═════ DATASET EXTRACT ═════

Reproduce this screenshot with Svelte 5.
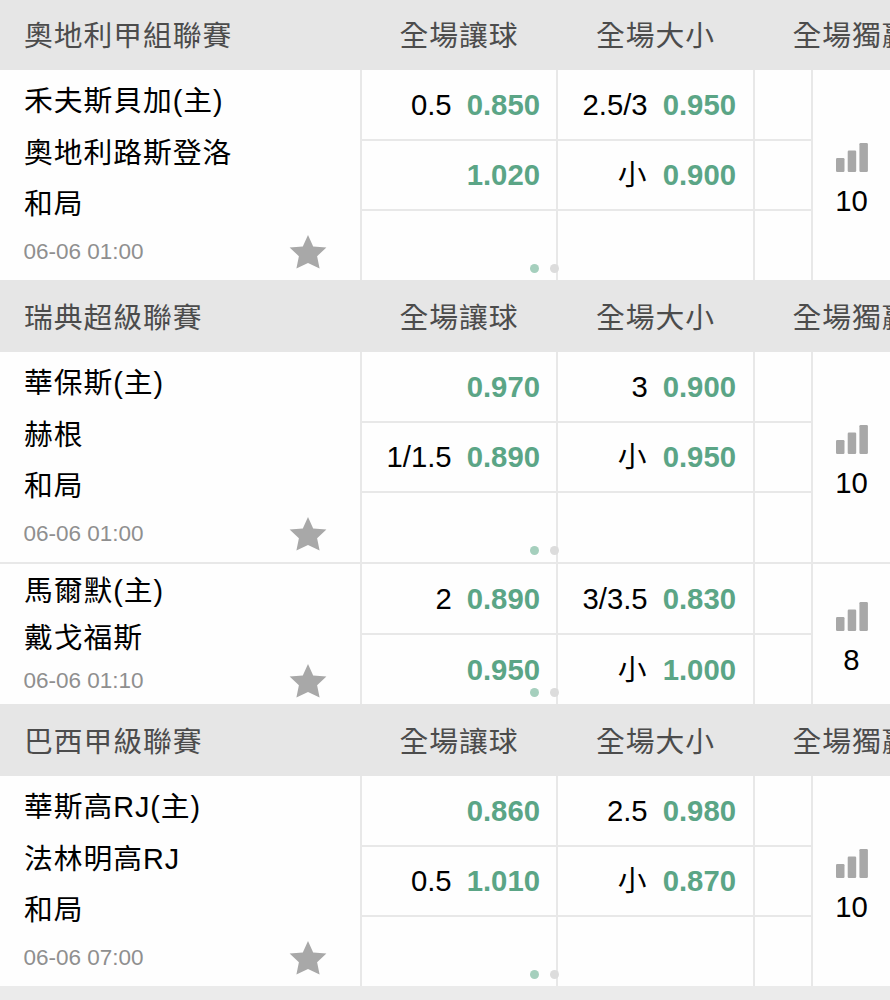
<script>
    const markets = ["全場讓球", "全場大小", "全場獨贏"]

    // rows: [handicap, odds, over/under, odds]
    const leagues = [
        {
            name: "奧地利甲組聯賽",
            matches: [
                {
                    teams: ["禾夫斯貝加(主)", "奧地利路斯登洛", "和局"],
                    time: "06-06 01:00",
                    count: 10,
                    rows: [
                        ["0.5", "0.850", "2.5/3", "0.950"],
                        ["", "1.020", "小", "0.900"],
                        ["", "", "", ""]
                    ]
                }
            ]
        },
        {
            name: "瑞典超級聯賽",
            matches: [
                {
                    teams: ["華保斯(主)", "赫根", "和局"],
                    time: "06-06 01:00",
                    count: 10,
                    rows: [
                        ["", "0.970", "3", "0.900"],
                        ["1/1.5", "0.890", "小", "0.950"],
                        ["", "", "", ""]
                    ]
                },
                {
                    teams: ["馬爾默(主)", "戴戈福斯"],
                    time: "06-06 01:10",
                    count: 8,
                    rows: [
                        ["2", "0.890", "3/3.5", "0.830"],
                        ["", "0.950", "小", "1.000"]
                    ]
                }
            ]
        },
        {
            name: "巴西甲級聯賽",
            matches: [
                {
                    teams: ["華斯高RJ(主)", "法林明高RJ", "和局"],
                    time: "06-06 07:00",
                    count: 10,
                    rows: [
                        ["", "0.860", "2.5", "0.980"],
                        ["0.5", "1.010", "小", "0.870"],
                        ["", "", "", ""]
                    ]
                }
            ]
        }
    ]
</script>

<main>
    {#each leagues as league}
        <section>
            <header>
                <h2>{league.name}</h2>
                {#each markets as market}
                    <span>{market}</span>
                {/each}
            </header>

            {#each league.matches as match}
                <article class:compact={match.teams.length == 2}>
                    <div class="info">
                        {#each match.teams as team}
                            <div class="team">{team}</div>
                        {/each}
                        <div class="meta">
                            <time>{match.time}</time>
                            <svg class="star" width="38" height="34" viewBox="0 0 38 34">
                                <path d="M19 0L24.2 11.4L37.4 12.6L28.1 21.2L30.6 33.4L19 28L7.4 33.4L9.9 21.2L.6 12.6L13.8 11.4Z" />
                            </svg>
                        </div>
                    </div>

                    <div class="odds">
                        {#each match.rows as row}
                            <div class="row">
                                <div class="cell">{row[0]}<b>{row[1]}</b></div>
                                <div class="cell total"><span class:small={row[2] == "小"}>{row[2]}</span><b>{row[3]}</b></div>
                                <div class="cell"></div>
                            </div>
                        {/each}
                    </div>

                    <div class="more">
                        <svg width="32" height="29" viewBox="0 0 32 29">
                            <rect x="0" y="15" width="8.5" height="14" rx="1.2" />
                            <rect x="11.7" y="7.5" width="8.5" height="21.5" rx="1.2" />
                            <rect x="23.4" y="0" width="8.5" height="29" rx="1.2" />
                        </svg>
                        <span>{match.count}</span>
                    </div>

                    <div class="dots"><i class="on"></i><i></i></div>
                </article>
            {/each}
        </section>
    {/each}
</main>

<style>
    :global(body) {
        background: #ebebeb;
    }

    main {
        height: 1000px;
        overflow: hidden;
        font-family: "Liberation Sans", "Noto Sans CJK TC", sans-serif;
        font-size: 29.3px;
        color: #000;
    }

    header {
        display: grid;
        grid-template-columns: 361px 196px 197px 196px;
        align-items: center;
        height: 72px;
        padding-bottom: 2px;
        box-sizing: border-box;
        background: #e6e6e6;
        color: #4c4c4c;
        text-align: center;
        white-space: nowrap;
    }

    section:first-child header {
        height: 70px;
        padding-bottom: 4px;
    }

    h2 {
        margin: 0;
        padding-left: 24px;
        font: inherit;
        text-align: left;
    }

    h2, header span, .team {
        font-size: 28.8px;
        letter-spacing: 0.95px;
    }

    article {
        position: relative;
        display: grid;
        grid-template-columns: 360px 451px 79px;
        height: 210px;
        background: #fefefe;
    }

    article + article {
        border-top: 2px solid #e8e8e8;
    }

    .compact {
        height: 140px;
    }

    .info {
        padding: 6px 33px 0 24px;
    }

    .team {
        height: 51.5px;
        line-height: 51px;
        white-space: nowrap;
    }

    .meta {
        display: flex;
        justify-content: space-between;
        align-items: center;
        height: 43px;
        color: #8f8f8f;
    }

    time {
        margin-left: -0.5px;
        font-size: 22.5px;
    }

    .star {
        fill: #a8a8a8;
    }

    .compact .info {
        padding-top: 4px;
    }

    .compact .team {
        height: 47px;
        line-height: 47px;
    }

    .compact .meta {
        height: 38px;
    }

    .odds {
        display: grid;
        grid-template-rows: 71px 70px 69px;
    }

    .compact .odds {
        grid-template-rows: 71px 69px;
    }

    .row {
        display: grid;
        grid-template-columns: 196px 197px 58px;
        border-bottom: 2px solid #e8e8e8;
    }

    .row:last-child {
        border-bottom: 0;
    }

    .cell {
        display: flex;
        justify-content: flex-end;
        align-items: center;
        padding-right: 16px;
        border-left: 2px solid #e8e8e8;
        line-height: 40px;
    }

    .total {
        padding-right: 17px;
    }

    .small {
        margin-right: 1px;
        font-size: 28.8px;
    }

    b {
        margin-left: 15px;
        color: #5ba586;
    }

    .more {
        display: flex;
        flex-direction: column;
        align-items: center;
        justify-content: center;
        border-left: 2px solid #e8e8e8;
    }

    .more svg {
        margin-top: 14px;
        fill: #a8a8a8;
    }

    .more span {
        margin-top: 9px;
        line-height: 40px;
    }

    .dots {
        position: absolute;
        left: 530px;
        bottom: 7px;
        display: flex;
        gap: 11px;
    }

    .dots i {
        width: 9px;
        height: 9px;
        border-radius: 50%;
        background: #dcdcdc;
    }

    .dots .on {
        background: #a5cfbd;
    }
</style>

═════

## INSTRUCTIONS TO FOLLOW
Copy each line exactly, and leave the pictures out of your copy.

## TASK RESPONSE
Reproduce this screenshot with Svelte 5.
<script>
    const markets = ["全場讓球", "全場大小", "全場獨贏"]

    // rows: [handicap, odds, over/under, odds]
    const leagues = [
        {
            name: "奧地利甲組聯賽",
            matches: [
                {
                    teams: ["禾夫斯貝加(主)", "奧地利路斯登洛", "和局"],
                    time: "06-06 01:00",
                    count: 10,
                    rows: [
                        ["0.5", "0.850", "2.5/3", "0.950"],
                        ["", "1.020", "小", "0.900"],
                        ["", "", "", ""]
                    ]
                }
            ]
        },
        {
            name: "瑞典超級聯賽",
            matches: [
                {
                    teams: ["華保斯(主)", "赫根", "和局"],
                    time: "06-06 01:00",
                    count: 10,
                    rows: [
                        ["", "0.970", "3", "0.900"],
                        ["1/1.5", "0.890", "小", "0.950"],
                        ["", "", "", ""]
                    ]
                },
                {
                    teams: ["馬爾默(主)", "戴戈福斯"],
                    time: "06-06 01:10",
                    count: 8,
                    rows: [
                        ["2", "0.890", "3/3.5", "0.830"],
                        ["", "0.950", "小", "1.000"]
                    ]
                }
            ]
        },
        {
            name: "巴西甲級聯賽",
            matches: [
                {
                    teams: ["華斯高RJ(主)", "法林明高RJ", "和局"],
                    time: "06-06 07:00",
                    count: 10,
                    rows: [
                        ["", "0.860", "2.5", "0.980"],
                        ["0.5", "1.010", "小", "0.870"],
                        ["", "", "", ""]
                    ]
                }
            ]
        }
    ]
</script>

<main>
    {#each leagues as league}
        <section>
            <header>
                <h2>{league.name}</h2>
                {#each markets as market}
                    <span>{market}</span>
                {/each}
            </header>

            {#each league.matches as match}
                <article class:compact={match.teams.length == 2}>
                    <div class="info">
                        {#each match.teams as team}
                            <div class="team">{team}</div>
                        {/each}
                        <div class="meta">
                            <time>{match.time}</time>
                            <svg class="star" width="38" height="34" viewBox="0 0 38 34">
                                <path d="M19 0L24.2 11.4L37.4 12.6L28.1 21.2L30.6 33.4L19 28L7.4 33.4L9.9 21.2L.6 12.6L13.8 11.4Z" />
                            </svg>
                        </div>
                    </div>

                    <div class="odds">
                        {#each match.rows as row}
                            <div class="row">
                                <div class="cell">{row[0]}<b>{row[1]}</b></div>
                                <div class="cell total"><span class:small={row[2] == "小"}>{row[2]}</span><b>{row[3]}</b></div>
                                <div class="cell"></div>
                            </div>
                        {/each}
                    </div>

                    <div class="more">
                        <svg width="32" height="29" viewBox="0 0 32 29">
                            <rect x="0" y="15" width="8.5" height="14" rx="1.2" />
                            <rect x="11.7" y="7.5" width="8.5" height="21.5" rx="1.2" />
                            <rect x="23.4" y="0" width="8.5" height="29" rx="1.2" />
                        </svg>
                        <span>{match.count}</span>
                    </div>

                    <div class="dots"><i class="on"></i><i></i></div>
                </article>
            {/each}
        </section>
    {/each}
</main>

<style>
    :global(body) {
        background: #ebebeb;
    }

    main {
        height: 1000px;
        overflow: hidden;
        font-family: "Liberation Sans", "Noto Sans CJK TC", sans-serif;
        font-size: 29.3px;
        color: #000;
    }

    header {
        display: grid;
        grid-template-columns: 361px 196px 197px 196px;
        align-items: center;
        height: 72px;
        padding-bottom: 2px;
        box-sizing: border-box;
        background: #e6e6e6;
        color: #4c4c4c;
        text-align: center;
        white-space: nowrap;
    }

    section:first-child header {
        height: 70px;
        padding-bottom: 4px;
    }

    h2 {
        margin: 0;
        padding-left: 24px;
        font: inherit;
        text-align: left;
    }

    h2, header span, .team {
        font-size: 28.8px;
        letter-spacing: 0.95px;
    }

    article {
        position: relative;
        display: grid;
        grid-template-columns: 360px 451px 79px;
        height: 210px;
        background: #fefefe;
    }

    article + article {
        border-top: 2px solid #e8e8e8;
    }

    .compact {
        height: 140px;
    }

    .info {
        padding: 6px 33px 0 24px;
    }

    .team {
        height: 51.5px;
        line-height: 51px;
        white-space: nowrap;
    }

    .meta {
        display: flex;
        justify-content: space-between;
        align-items: center;
        height: 43px;
        color: #8f8f8f;
    }

    time {
        margin-left: -0.5px;
        font-size: 22.5px;
    }

    .star {
        fill: #a8a8a8;
    }

    .compact .info {
        padding-top: 4px;
    }

    .compact .team {
        height: 47px;
        line-height: 47px;
    }

    .compact .meta {
        height: 38px;
    }

    .odds {
        display: grid;
        grid-template-rows: 71px 70px 69px;
    }

    .compact .odds {
        grid-template-rows: 71px 69px;
    }

    .row {
        display: grid;
        grid-template-columns: 196px 197px 58px;
        border-bottom: 2px solid #e8e8e8;
    }

    .row:last-child {
        border-bottom: 0;
    }

    .cell {
        display: flex;
        justify-content: flex-end;
        align-items: center;
        padding-right: 16px;
        border-left: 2px solid #e8e8e8;
        line-height: 40px;
    }

    .total {
        padding-right: 17px;
    }

    .small {
        margin-right: 1px;
        font-size: 28.8px;
    }

    b {
        margin-left: 15px;
        color: #5ba586;
    }

    .more {
        display: flex;
        flex-direction: column;
        align-items: center;
        justify-content: center;
        border-left: 2px solid #e8e8e8;
    }

    .more svg {
        margin-top: 14px;
        fill: #a8a8a8;
    }

    .more span {
        margin-top: 9px;
        line-height: 40px;
    }

    .dots {
        position: absolute;
        left: 530px;
        bottom: 7px;
        display: flex;
        gap: 11px;
    }

    .dots i {
        width: 9px;
        height: 9px;
        border-radius: 50%;
        background: #dcdcdc;
    }

    .dots .on {
        background: #a5cfbd;
    }
</style>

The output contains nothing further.